I will only show equicontinuity since uniform boundedness is the same technique. Let $f\in \mathcal{F}$ and $z_1,z_2\in K$ be given. Let also $\varepsilon>0$ be given. Since $K$ is compact, there exists an $r<1$ such that $K\subset \{\lvert z\rvert <r\}$. Since both $K$ and $\{\lvert z\rvert =r\}$ are compact and disjoint,  $d:=\text{dist}(K,\{\lvert z\rvert =r\})>0$. Pick $\delta=\varepsilon\frac{2\pi d^2}{M_r}$ and suppose $\lvert z_1-z_2\rvert <\delta$. Then, by Cauchy's Integral Formula, we have
\begin{equation}
\begin{split}
\lvert f(z_1)-f(z_2)\rvert =& \frac{1}{2\pi}\lvert \int_{\lvert z\rvert =r} f(z)\left(\frac{1}{z-z_1}-\frac{1}{z-z_2}\right)dz\rvert\\
\leq & \frac{1}{2\pi}\int_{\lvert z\rvert =r}\lvert f(z)\frac{z_1-z_2}{(z-z_1)(z-z_2)}\rvert \lvert dz\rvert\\
\leq &\frac{\lvert z_1-z_2\rvert}{2\pi d^2}\int_{\lvert z\rvert =r}\lvert f(z)\rvert \lvert dz\rvert \\
\leq &\frac{M_r}{2\pi d^2}\lvert z_1-z_2\rvert \\
<& \varepsilon.
\end{split}
\end{equation}
Then, since $\mathcal{F}$ is equicontinuous and uniformly bounded, by Arzela-Ascoli's theorem, we should be done. However, it only tells me that there is a continuous limit function $f:K\rightarrow \mathbb{C}$ and a subsequence $f_{n_k}\rightarrow f$ uniformly on $K$. How can I show that this limit function can be extended to all of $\mathbb{D}$, that it is independent of $K$ and that it is also analytic? I think I'm not seeing whats going on with this whole normal family buisness. Any help is appreciated.
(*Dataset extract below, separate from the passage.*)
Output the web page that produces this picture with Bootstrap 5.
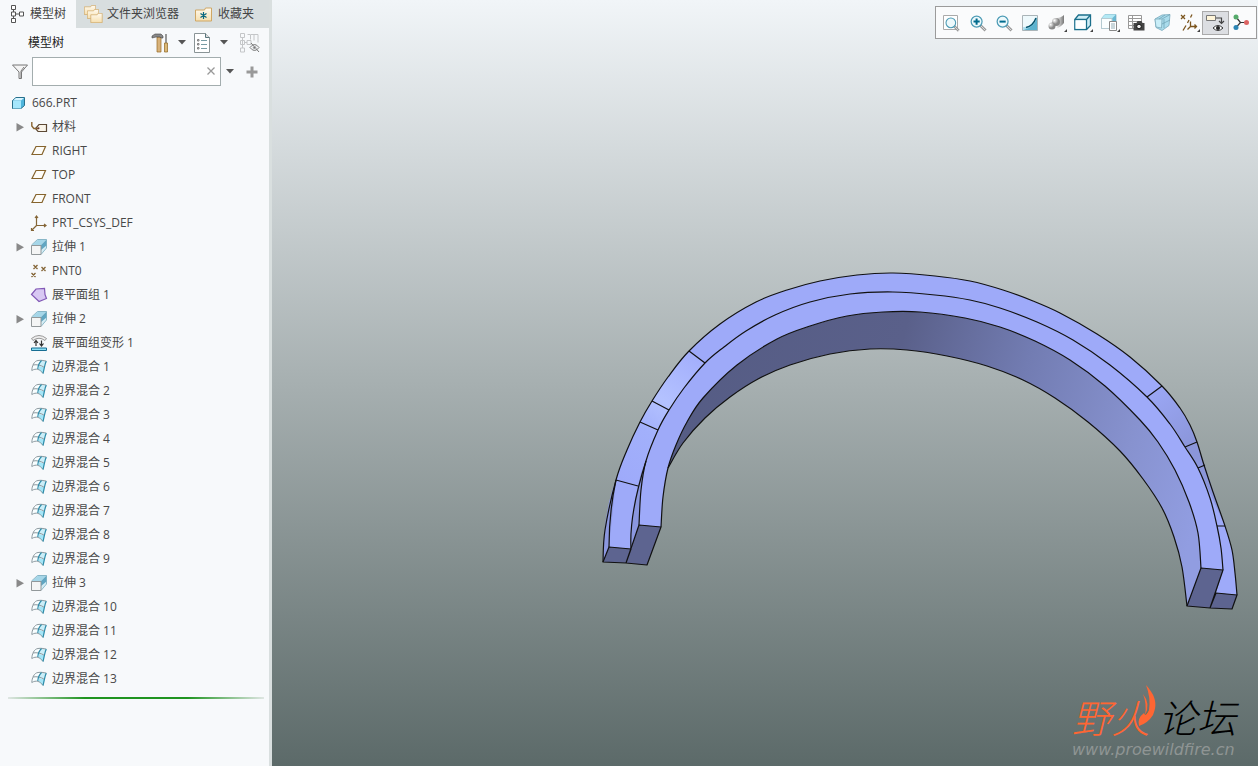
<!DOCTYPE html>
<html lang="zh-CN">
<head>
<meta charset="utf-8">
<meta name="viewport" content="width=device-width, initial-scale=1">
<title>666.PRT</title>
<link href="https://cdn.jsdelivr.net/npm/bootstrap@5.3.0/dist/css/bootstrap.min.css" rel="stylesheet">
<script src="https://cdn.jsdelivr.net/npm/bootstrap@5.3.0/dist/js/bootstrap.bundle.min.js"></script>
<style>
body{font-family:"Open Sans","Noto Sans CJK SC",sans-serif;font-size:12px;line-height:24px;color:#484848}
svg{display:block;flex:none;overflow:visible}
.side{width:272px;background:#f7f9fb;border-right:3px solid #d9dfdf}
.tabs{background:#d8dedf;height:28px}
.tabs button{border:0;background:none;color:#444;padding:0 8px 0 8px;gap:4px;line-height:28px}
.tabs button.active{background:#f7f9fb;width:76px;padding-left:10px;gap:6px}
.tool{border:0;background:none;padding:0;color:#555}
.tool.pair{gap:9px;margin-right:8px}
.headrow{height:29px;padding:0 9px 0 28px;color:#222}
.findrow{height:29px;padding-left:12px;gap:4px}
.find{width:189px}
.find input{height:29px;border:1px solid #a3adae;border-radius:0;font-size:12px;padding:2px 24px 2px 6px;background:#fff}
.find button{position:absolute;right:5px;top:9px}
.findrow .tool.more{margin:0 8px 0 1px}
.tree{padding-top:5px}
.tree li{height:24px;padding-left:31px;gap:5px}
.tree li.root{padding-left:11px}
.tree li.parent{padding-left:16px}
.tree button{width:10px;height:16px;border:0;background:none;padding:0}
.tree span{white-space:nowrap}
.endline{height:2px;margin:6px 5px 0 8px;background:linear-gradient(90deg,#dfe6e3,#1f9420 30%,#1f9420 70%,#dfe6e3)}
.view{background:linear-gradient(#f1f5f8,#5c6a69)}
.scene{position:absolute;inset:0;width:100%;height:100%}
.bar{position:absolute;top:6px;right:1px;width:322px;height:33px;padding:0 1px 0 2px;background:#fafbfc;border:1px solid #9b9b9b}
.bar button{flex:1 1 0;height:24px;border:1px solid transparent;background:none;padding:0}
.bar button.on{background:#dcdee2;border-color:#aaa}
.wm{position:absolute;right:18px;bottom:8px;width:168px}
.wm .name{font-family:"Liberation Sans","Noto Sans CJK SC",sans-serif;font-style:italic;font-weight:300;font-size:39px;line-height:38px;white-space:nowrap;color:#000;margin-bottom:3px}
.wm .name b{font-weight:300;color:#ff6633;margin-right:8px}
.wm .site{font:italic 16px/16px "DejaVu Sans",sans-serif;color:#8f9594}
.wm svg{position:absolute;left:64px;top:-17px}
</style>
</head>
<body>
<svg width="0" height="0" class="position-absolute" aria-hidden="true">
<defs>
<linearGradient id="gb" x1="0" x2="1" y2="1"><stop stop-color="#fff"/><stop offset="1" stop-color="#5fbfdf"/></linearGradient>
<linearGradient id="gf" x2="0" y2="1"><stop stop-color="#fffaf0"/><stop offset="1" stop-color="#f6dfae"/></linearGradient>
<symbol id="folder" viewBox="0 0 17 14"><path d="M.5 13.500V2.500h9l1-2h6v13z" fill="url(#gf)" stroke="#cfa765"/></symbol>
<symbol id="plane" viewBox="0 0 16 16"><path d="M5 3.500h9.500L11 11.500H1z" fill="#fdfcf8" stroke="#86642d" stroke-width="1.200"/></symbol>
<symbol id="ext" viewBox="0 0 16 16"><path d="M1 6 7 .5h8.500L10 6z" fill="#a5d6e8"/><path d="M10 6 15.500.5V9L10 15z" fill="#d4edf5"/><path d="M10 6 15.500.5v6L10 11z" fill="#61a6c2"/><path d="M.5 6 6.500.5h9V9L10 15.500" fill="none" stroke="#75aabd" stroke-width=".8"/><path d="M.5 6.500h9.500v9H.5z" fill="#f4f5f5" stroke="#92989a"/></symbol>
<symbol id="bb" viewBox="0 0 16 16"><path d="M.8 11.500C1 7 3 2 7 1.500c3-.5 5 0 8.300.6C14 5 13.500 9 12 14.500 9 11 6 9 .8 11.500z" fill="#f8feff"/><path d="M8 7c2 .3 3.700 1 5.700 1.500L12 14.500 7.500 10.500z" fill="#a5e5f7"/><path d="M10 2l5.300.1-1.500 6L8.500 6z" fill="#cbeef8"/><path d="M.8 11.500C1 7 3 2 7 1.500c3-.5 5 0 8.300.6M.8 11.500C5 9 9 10 12 14.500M2 6c4-.8 8 .2 11.700 2.500" fill="none" stroke="#8d9aa0"/><path d="M15.300 2.100C13.600 5 13.500 9 12 14.500M10.500 1.500C8 4 7 6.500 6.800 10" fill="none" stroke="#2c8ba9" stroke-width="1.200"/></symbol>
<symbol id="mag" viewBox="0 0 18 18"><path d="m10.500 10.500 6 6" stroke="#999" stroke-width="3"/><path d="m10.500 10.500 6 6" stroke="#ddd"/><circle cx="7" cy="7" r="5.800" fill="#edf9fc" stroke="#4c9bb5" stroke-width="1.300"/></symbol>
<symbol id="caret" viewBox="0 0 8 5"><path d="M0 0h8L4 4.500z" fill="#555"/></symbol>
<symbol id="tri" viewBox="0 0 8 10"><path d="M.5 1v8.500L8 5.200z" fill="#898989"/></symbol>
<linearGradient id="inner" gradientUnits="userSpaceOnUse" x1="660" y1="400" x2="1190" y2="540"><stop stop-color="#555c84"/><stop offset=".4" stop-color="#5a608a"/><stop offset=".63" stop-color="#727cb2"/><stop offset=".85" stop-color="#8792cf"/><stop offset="1" stop-color="#919de1"/></linearGradient>
<linearGradient id="outer" gradientUnits="userSpaceOnUse" x1="620" y1="480" x2="710" y2="350"><stop stop-color="#9eaafa"/><stop offset=".35" stop-color="#a2b0fb"/><stop offset=".57" stop-color="#b4c2ff"/><stop offset="1" stop-color="#9faafb"/></linearGradient>
<linearGradient id="rside" gradientUnits="userSpaceOnUse" x1="1150" y1="392" x2="1190" y2="445"><stop stop-color="#9ba7f5"/><stop offset="1" stop-color="#8b96da"/></linearGradient>
</defs></svg>

<div class="d-flex min-vh-100">
<aside class="side flex-shrink-0">
 <nav class="tabs d-flex" aria-label="导航器">
  <button class="active d-flex align-items-center"><svg width="14" height="18" fill="#fff" stroke="#555"><path d="M3.500 4.500v9M3.500 9h6" fill="none"/><path d="M1.500.500h4v4h-4zM1.500 7h4v4h-4zM9.500 7h4v4h-4zM1.500 13.500h4v4h-4z"/></svg>模型树</button>
  <button class="d-flex align-items-center"><svg width="19" height="18"><use href="#folder" width="12" height="10"/><use href="#folder" x="3" y="4" width="12" height="10"/><use href="#folder" x="6" y="8" width="13" height="10"/></svg>文件夹浏览器</button>
  <button class="d-flex align-items-center"><svg width="19" height="15"><use href="#folder" width="17" height="15"/><path d="M8.500 5v7M5.500 6.500l6 4M11.500 6.500l-6 4" stroke="#08677f" stroke-width="1.200"/></svg>收藏夹</button>
 </nav>
 <div class="headrow d-flex align-items-center">
  <span class="me-auto">模型树</span>
  <button class="tool pair d-flex align-items-center" aria-label="设置"><svg width="17" height="20"><path d="M5 4h4v15H5z" fill="#d8b27a" stroke="#956724" stroke-width=".7"/><path d="M0 5V3l3-2h6l2 2v2H9L8 4H4z" fill="#888" stroke="#444" stroke-width=".6"/><path d="M14 1v9" stroke="#777" stroke-width="1.500"/><path d="M12.500 10h3v9h-3z" fill="#dcb877" stroke="#8d641f" stroke-width=".7"/></svg><svg width="8" height="5"><use href="#caret"/></svg></button>
  <button class="tool pair d-flex align-items-center" aria-label="显示"><svg width="17" height="20"><path d="M.5.500h11l4 4v15H.5z" fill="#fff" stroke="#8a9496"/><path d="M11.500.500v4h4" fill="#ddd" stroke="#59767c"/><path d="M7 7.500h6M7 11.500h6M7 15.500h6" stroke="#789ca4"/><path d="M3.500 6.500h1.500v1.500H3.500zM3.500 10.500h1.500v1.500H3.500zM3.500 14.500h1.500v1.500H3.500z" stroke="#666" stroke-width=".8" fill="none"/></svg><svg width="8" height="5"><use href="#caret"/></svg></button>
  <button class="tool ms-1" aria-label="隐藏树列"><svg width="20" height="20" fill="none" stroke="#c4c6c8"><path d="M.5.500h4v4h-4zM.5 7.500h4v4h-4zM7 7.500h4v4H7zM.5 15h4v4h-4zM2.500 4v11M4.500 9.500H7M7.500 1.500h3v5M11 1.500h3v6M14 1.500h4v8"/><path d="M10 14.500q4.500-6 9 0-4.500 6-9 0M11 10l8 9" stroke="#777"/><circle cx="14.500" cy="14.500" r="1.500" fill="#777"/></svg></button>
 </div>
 <div class="findrow d-flex align-items-center">
  <svg width="16" height="16"><path d="M.5 1h15L9.500 8v6.500H7V8z" fill="#f5f5f5" stroke="#777"/><path d="M12 3 9 7v7" fill="none" stroke="#777"/></svg>
  <div class="find position-relative"><input class="form-control" type="text" aria-label="筛选"><button class="tool" aria-label="清除"><svg width="10" height="10"><path d="m1.500 1.500 7 7m0-7-7 7" stroke="#999" stroke-width="1.300"/></svg></button></div>
  <button class="tool more" aria-label="选项"><svg width="8" height="5"><use href="#caret"/></svg></button>
  <button class="tool" aria-label="添加"><svg width="12" height="12"><path d="M6 .5v11M.5 6h11" stroke="#999" stroke-width="3"/></svg></button>
 </div>
 <ul class="tree list-unstyled mb-0">
  <li class="root d-flex align-items-center"><svg width="16" height="16"><path d="M1.500 5.500 5 2.500h8.500v8L10 13.500H1.500z" fill="#4fb5dc" stroke="#28708c"/><path d="M2 5.500 5 3h8l-3 2.500z" fill="#d8f5ff"/><path d="M2 6h8v7.500H2z" fill="#a5e7fc"/></svg><span>666.PRT</span></li>
  <li class="parent d-flex align-items-center"><button aria-label="展开"><svg width="8" height="10"><use href="#tri"/></svg></button><svg width="16" height="16"><path d="M8 5.500h7.500v7H7L4.500 9.500z" fill="#f9f4e9" stroke="#5d4935" stroke-width="1.200"/><path d="M.8 3v4l2 2.500h4.500" fill="none" stroke="#8b6531" stroke-width="1.400"/><circle cx="7.500" cy="9.300" r="1" fill="#633"/></svg><span>材料</span></li>
  <li class="d-flex align-items-center"><svg width="16" height="16"><use href="#plane"/></svg><span>RIGHT</span></li>
  <li class="d-flex align-items-center"><svg width="16" height="16"><use href="#plane"/></svg><span>TOP</span></li>
  <li class="d-flex align-items-center"><svg width="16" height="16"><use href="#plane"/></svg><span>FRONT</span></li>
  <li class="d-flex align-items-center"><svg width="16" height="16" fill="none" stroke="#846536" stroke-width="1.200"><path d="M5.500 1.500v9h9M5.500 10.500l-5 5M4 3l1.500-2L7 3M13 9l2 1.500L13 12M.5 13v2.500H3"/></svg><span>PRT_CSYS_DEF</span></li>
  <li class="parent d-flex align-items-center"><button aria-label="展开"><svg width="8" height="10"><use href="#tri"/></svg></button><svg width="16" height="16"><use href="#ext"/></svg><span>拉伸 1</span></li>
  <li class="d-flex align-items-center"><svg width="16" height="16" stroke="#846536" stroke-width="1.300"><path d="m2.500 2 4 4m0-4-4 4M10.500 4l4 4m0-4-4 4M.5 10l4 4m0-4-4 4"/></svg><span>PNT0</span></li>
  <li class="d-flex align-items-center"><svg width="16" height="16"><path d="M.5 7.500 5 2l8.500-.5.5 6 1.500 4L8 14.500z" fill="#d8c8f3" stroke="#8259b6" stroke-width="1.200"/></svg><span>展平面组 1</span></li>
  <li class="parent d-flex align-items-center"><button aria-label="展开"><svg width="8" height="10"><use href="#tri"/></svg></button><svg width="16" height="16"><use href="#ext"/></svg><span>拉伸 2</span></li>
  <li class="d-flex align-items-center"><svg width="16" height="16"><path d="M.5 3.500Q8-2.500 15.500 3.500L14 5.500Q8 1 2 5.500z" fill="#eee" stroke="#999"/><path d="M5 11V6M3 8l2-2.500L7 8M10.500 5.500v5M8.500 8.500l2 2.500 2-2.500" fill="none" stroke="#333" stroke-width="1.200"/><path d="M.5 13h15v2.500H.5z" fill="#8de0f5" stroke="#176d92"/></svg><span>展平面组变形 1</span></li>
  <li class="d-flex align-items-center"><svg width="16" height="16"><use href="#bb"/></svg><span>边界混合 1</span></li>
  <li class="d-flex align-items-center"><svg width="16" height="16"><use href="#bb"/></svg><span>边界混合 2</span></li>
  <li class="d-flex align-items-center"><svg width="16" height="16"><use href="#bb"/></svg><span>边界混合 3</span></li>
  <li class="d-flex align-items-center"><svg width="16" height="16"><use href="#bb"/></svg><span>边界混合 4</span></li>
  <li class="d-flex align-items-center"><svg width="16" height="16"><use href="#bb"/></svg><span>边界混合 5</span></li>
  <li class="d-flex align-items-center"><svg width="16" height="16"><use href="#bb"/></svg><span>边界混合 6</span></li>
  <li class="d-flex align-items-center"><svg width="16" height="16"><use href="#bb"/></svg><span>边界混合 7</span></li>
  <li class="d-flex align-items-center"><svg width="16" height="16"><use href="#bb"/></svg><span>边界混合 8</span></li>
  <li class="d-flex align-items-center"><svg width="16" height="16"><use href="#bb"/></svg><span>边界混合 9</span></li>
  <li class="parent d-flex align-items-center"><button aria-label="展开"><svg width="8" height="10"><use href="#tri"/></svg></button><svg width="16" height="16"><use href="#ext"/></svg><span>拉伸 3</span></li>
  <li class="d-flex align-items-center"><svg width="16" height="16"><use href="#bb"/></svg><span>边界混合 10</span></li>
  <li class="d-flex align-items-center"><svg width="16" height="16"><use href="#bb"/></svg><span>边界混合 11</span></li>
  <li class="d-flex align-items-center"><svg width="16" height="16"><use href="#bb"/></svg><span>边界混合 12</span></li>
  <li class="d-flex align-items-center"><svg width="16" height="16"><use href="#bb"/></svg><span>边界混合 13</span></li>
 </ul>
 <div class="endline"></div>
</aside>

<main class="view position-relative flex-grow-1 overflow-hidden">
 <svg class="scene" viewBox="272 0 986 766" stroke-linejoin="round" role="img" aria-label="零件模型">
  <path id="fInner" fill="url(#inner)"/>
  <path id="fOuter" fill="#9eaaf9"/>
  <path id="fLeft" fill="url(#outer)" d="M617 480Q626 450 640 423Q660 384 689 351L705 363Q684 388 669 410L658 430Q648 447 638 486z"/>
  <path fill="url(#rside)" d="M1147 397 1162 386Q1186 412 1197 442L1205 466 1225 526H1217Q1210 495 1198 468 1180 433 1147 397z"/>
  <path fill="#9eaaf9" d="m1204 480 21 46h-8z"/>
  <path fill="#8b97df" d="M603 562Q603 512 616 480L609 547zM638 486Q641 470 646 461L641 490 639 525 631 549Q631 514 638 486z"/>
  <path id="fFront" fill="#9eaaf9"/>
  <g fill="none" stroke="#111" stroke-width="1.200"><path id="l1"/><path id="l2"/><path id="l3"/><path id="l4"/>
  <path d="M689 351 705 363M652 401 669 410M640 422 658 430M616 480 638 486M1147 397 1162 386M1185 447 1197 442M1198 468 1205 465M1217 526H1225M616 480Q609 512 609 547M646 461Q629 514 631 549"/></g>
  <g fill="#5d6490" stroke="#111" stroke-width="1.200"><path d="M609 547 631 549 626 563 603 562zM639 525 661 527 647 565 626 563zM1216 593 1237 595 1232 609 1210 608zM1201 568 1223 570 1210 608 1187 606z"/></g>
 </svg>

 <div class="bar d-flex align-items-center" role="toolbar" aria-label="视图工具栏">
  <button aria-label="重新调整" class="d-flex align-items-center justify-content-center"><svg width="16" height="16"><path d="M.5.500h14v14H.5z" fill="#fff" stroke="#aaa"/><use href="#mag" x="2" y="2" width="15" height="15"/></svg></button>
  <button aria-label="放大" class="d-flex align-items-center justify-content-center"><svg width="16" height="16"><use href="#mag" width="17" height="17"/><path d="M6.600 3.500v6.200M3.500 6.600h6.200" stroke="#006b8e" stroke-width="2"/></svg></button>
  <button aria-label="缩小" class="d-flex align-items-center justify-content-center"><svg width="16" height="16"><use href="#mag" width="17" height="17"/><path d="M3.500 6.600h6.200" stroke="#006b8e" stroke-width="2"/></svg></button>
  <button aria-label="重画" class="d-flex align-items-center justify-content-center"><svg width="16" height="16"><path d="M.5.500h15v15H.5z" fill="url(#gb)" stroke="#aab4b8"/><path d="M15 2v13H2q11-3 13-13z" fill="#5db3cf"/><path d="M1 1h14q-1 8-10 11H1z" fill="#eef9fc"/><path d="M4 12.500Q11 11 14 3" fill="none" stroke="#07536c" stroke-width="1.500"/></svg></button>
  <button aria-label="渲染选项" class="d-flex align-items-center justify-content-center"><svg width="18" height="18"><defs><radialGradient id="ball" cx=".3" cy=".3"><stop stop-color="#fff"/><stop offset="1" stop-color="#888"/></radialGradient><linearGradient id="cyl"><stop stop-color="#fff"/><stop offset="1" stop-color="#777"/></linearGradient></defs><path d="M8 4q5 0 8-3v8q-4 5-8 5z" fill="url(#cyl)"/><circle cx="8" cy="8" r="4" fill="url(#ball)"/><circle cx="4" cy="12" r="3.500" fill="url(#ball)"/><path d="M19 15v3h-3z" fill="#444"/></svg></button>
  <button aria-label="显示样式" class="d-flex align-items-center justify-content-center"><svg width="18" height="18"><path d="M.8 5.500 4.500 1h12v10.500l-4 4H.8z" fill="#cfeef7" stroke="#1b6f8b" stroke-width="1.300"/><path d="M.8 5.500h11.700v10M12.500 5.500l4-4.500" fill="none" stroke="#1b6f8b" stroke-width="1.300"/><path d="M1.600 6.300h10v8.500h-10z" fill="#fff"/><path d="M19 15v3h-3z" fill="#444"/></svg></button>
  <button aria-label="已保存方向" class="d-flex align-items-center justify-content-center"><svg width="18" height="18"><path d="M.5 4.500 4 .500h11v11l-4 3H.5z" fill="#69b9d4" stroke="#77aabd" stroke-width=".7"/><path d="M.5 4.500 4 .500h11l-4 4z" fill="#b4e9f5"/><path d="M.5 4.500H11v10H.5z" fill="#fafeff" stroke="#b5cbd2"/><path d="M8.500 7.500h7v9h-7z" fill="#fff" stroke="#888"/><path d="M10 10h4M10 12h4M10 14h4" stroke="#789aa5" stroke-width=".8"/><path d="M19 15v3h-3z" fill="#444"/></svg></button>
  <button aria-label="视图管理器" class="d-flex align-items-center justify-content-center"><svg width="17" height="17"><path d="M.5 1.500h13v13H.5zM.5 4.500h13M.5 7.500h13M.5 11.500h13M4.500 1.500v13" fill="#fff" stroke="#999"/><path d="M5.500 9h3l1-2h4l1 2h2v7.500h-11z" fill="#444"/><circle cx="11" cy="12.500" r="2.300" fill="#eee" stroke="#111"/></svg></button>
  <button aria-label="透视图" class="d-flex align-items-center justify-content-center"><svg width="17" height="17"><path d="M1 5 8 1l8-.5-1 11-7 5-6-3z" fill="#aadcec" stroke="#79aabd" stroke-width=".8"/><path d="M1 5h7l-.5 9-5.500-1z" fill="#c9eef8" stroke="#7dabbb" stroke-width=".8"/><path d="M8 5l8-4.500M5 5l6-4M10 5v9M8 10l8-4" fill="none" stroke="#6c9fb2" stroke-width=".7"/></svg></button>
  <button aria-label="基准显示过滤器" class="d-flex align-items-center justify-content-center"><svg width="18" height="18" fill="none" stroke="#7b551e" stroke-width="1.300"><path d="m1 1 4 4m0-4-4 4M12 .5l-1.500 3M9 6l-1.500 3M6 11.500l-3 5M10.500 7.500v5h6M10.500 12.500l-3 3M14.500 10.500l2 2-2 2"/><path d="M20 15v3h-3z" fill="#444" stroke="none"/></svg></button>
  <button aria-label="注释显示" aria-pressed="true" class="on d-flex align-items-center justify-content-center"><svg width="18" height="18"><path d="M.5 1.500h9v5h-9z" fill="#fff5d9" stroke="#777"/><path d="M10 4h5.500v5M13 7l2.500 2.500L18 7" fill="none" stroke="#444" stroke-width="1.200"/><path d="M7 14q5-5 10 0-5 5-10 0z" fill="#fff" stroke="#333"/><circle cx="12" cy="14" r="2" fill="#222"/></svg></button>
  <button aria-label="旋转中心" class="d-flex align-items-center justify-content-center"><svg width="17" height="17"><path d="M3 3l4.500 5.500L3 13.500M7.500 8.500H13" fill="none" stroke="#333" stroke-width="1.200"/><circle cx="3" cy="3" r="2.500" fill="#55aa6b"/><circle cx="3" cy="13.500" r="2.500" fill="#2d86b5"/><circle cx="13.500" cy="8.500" r="2.500" fill="#dc6463"/></svg></button>
 </div>

 <div class="wm"><div class="name"><b>野火</b>论坛</div><svg width="24" height="44"><path d="M10 1C17 9 23 18 17 31Q12 39 3 42Q1 34 8 29Q10 34 13 26Q15 14 10 1zM7 10Q15 20 9 31Q11 20 7 10z" fill="#ff6633"/></svg><div class="site">www.proewildfire.cn</div></div>
</main>
</div>
<script>
// Edge curves of the half ring, each a list of x,y points from the left foot to the right foot
const outer=[603,562,605,530,616,480,627,450,640,422,652,401,668,377,689,351,720,324,756,302,787,290,820,281,857,275,893,273,935,276,970,281,1003,290,1033,301,1060,313,1097,334,1130,357,1162,386,1180,408,1190,425,1197,442,1204,465,1213,492,1225,526,1232,550,1235,573,1237,595];
const mid=[639,525,641,490,646,461,658,430,669,410,684,388,705,363,724,347,746,331,775,315,810,302,850,294,893,292,935,295,970,300,1000,308,1037,322,1073,340,1110,365,1147,397,1170,424,1185,447,1198,468,1210,498,1217,526,1221,548,1223,570];
const inner=[661,527,663,497,668,468,676,445,687,422,703,398,737,365,777,339,810,326,847,316,883,312,920,312,965,318,1000,327,1035,341,1070,360,1105,386,1140,420,1158,442,1175,470,1189,502,1198,533,1201,568];
const back=[668,468,683,443,705,418,730,397,758,379,790,365,830,354,870,349,907,350,947,356,987,366,1023,380,1055,398,1088,422,1120,451,1143,479,1162,508,1174,537,1182,567,1187,606];
// Smooth path through the points (Catmull-Rom turned into cubic segments)
function curve(a,start='M'){
  const p=[];for(let i=0;i<a.length;i+=2)p.push([a[i],a[i+1]]);
  let d=start+p[0];
  for(let i=0;i<p.length-1;i++){
    const q=p[i-1]||p[i],r=p[i],s=p[i+1],t=p[i+2]||s;
    d+='C'+[r[0]+(s[0]-q[0])/6,r[1]+(s[1]-q[1])/6,s[0]-(t[0]-r[0])/6,s[1]-(t[1]-r[1])/6,s[0],s[1]];
  }
  return d;
}
function flip(a){const r=[];for(let i=a.length-2;i>=0;i-=2)r.push(a[i],a[i+1]);return r}
const set=(id,d)=>document.getElementById(id).setAttribute('d',d);
set('l1',curve(outer));set('l2',curve(mid));set('l3',curve(inner));set('l4',curve(back));
set('fOuter',curve(outer)+'L1216 593'+curve(flip(mid),'L')+'L631 549 609 547z');
set('fFront',curve(mid)+curve(flip(inner),'L')+'z');
set('fInner',curve(back)+curve(flip(inner.slice(4)),'L')+'z');
</script>
</body>
</html>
 A: Why not use Montel's theorem? This is usually taught when the course gets to normal families, so you are not nuking the mosquito here.
This theorem states that a family is normal if and only if it is locally uniformly bounded. So, let's show that $\mathcal{F}$ is locally uniformly bounded. Let $K\subset\mathbb{D}$ be a compact subset of the disk. Then we can find $r\in(0,1)$ and such that $K\subset D(0,r)\subset D(0,r+\varepsilon)\subset\mathbb{D}$ for any sufficiently small $\varepsilon>0$. Since
$$M_r=\sup_{f\in\mathcal{F}}\bigg(r\cdot\int_0^{2\pi}|f(re^{i\theta})|d\theta\bigg)<\infty $$
we have that if $f\in\mathcal{F}$ and $z\in K$ it is by Cauchy's formula $$f(z)=\int_{|z|=r+\varepsilon}\frac{f(\zeta)}{\zeta-z}d\zeta,$$
so applying the triangular inequality we get
$$|f(z)|\leq (r+\varepsilon)\int_0^{2\pi}\frac{|f((r+\varepsilon)e^{i\theta})|}{|(r+\varepsilon)e^{i\theta}-z|}d\theta\leq\frac{1}{\varepsilon}M_{r+\varepsilon}$$
and this is true for any $\varepsilon>0$ such that $r+\varepsilon<1$. Note that the bound $\frac{M_{r+\varepsilon}}{\varepsilon}$ does not depend on $f$ or $z$, so $\mathcal{F}$ is uniformly bounded on compact sets, which is exactly what we wanted to show.
A: The missing detail in this approach is to diagonalize over a compact exhaustion. This is an idea that's sometimes paired with Arzela-Ascoli arguments on qualifying exam problems, and worth knowing in qual prep. (Or, as in the other answer, one can use Montel's theorem, which is faster). What has already been shown is that for any sequence $(f_n)$ in $ \mathcal{F}$ and compact set $K \subset \mathbb{D}$, there is a subsequence $(f_{n_k})$ that converges uniformly on $K$ to a continuous limit $f$.
For all $k$, let $K_k = \overline{B_{1/k}(0)}$, $U_k = B_{1/k}(0)$. Define a sequence of subsequences $(f_{k, n})$ as follows ($f_{k, n}$ is the $n$-th term in the $k$-th subsequence). First, put $(f_{0, n}) = (f_n)$. Once $(f_{k, n})$ is defined, let $(f_{k+1, n})$ be a subsequence of $(f_{k, n})$ that converges uniformly on $K_{k+1}$, as we have shown must exist. Define $g_n = f_{n,n}$, so $(g_n)$ is a subsequence of $(f_n)$. Note that $g_n$ has a well-defined continuous limit $g$.
Now let $K$ be any compact subset of $\mathbb{D}$. $K$ is contained in $K_k$ for some $k$ so $g_n$ is eventually a subsequence of $f_{n, k}$, hence $g_n$ converges uniformly to $g$ on $K_k$, hence $K$. So $g_n$ is a sequence of holomorphic functions converging uniformly on compact subsets of $\mathbb{D}$ to $g$. By elementary complex analysis, $g$ is holomorphic and the result is shown.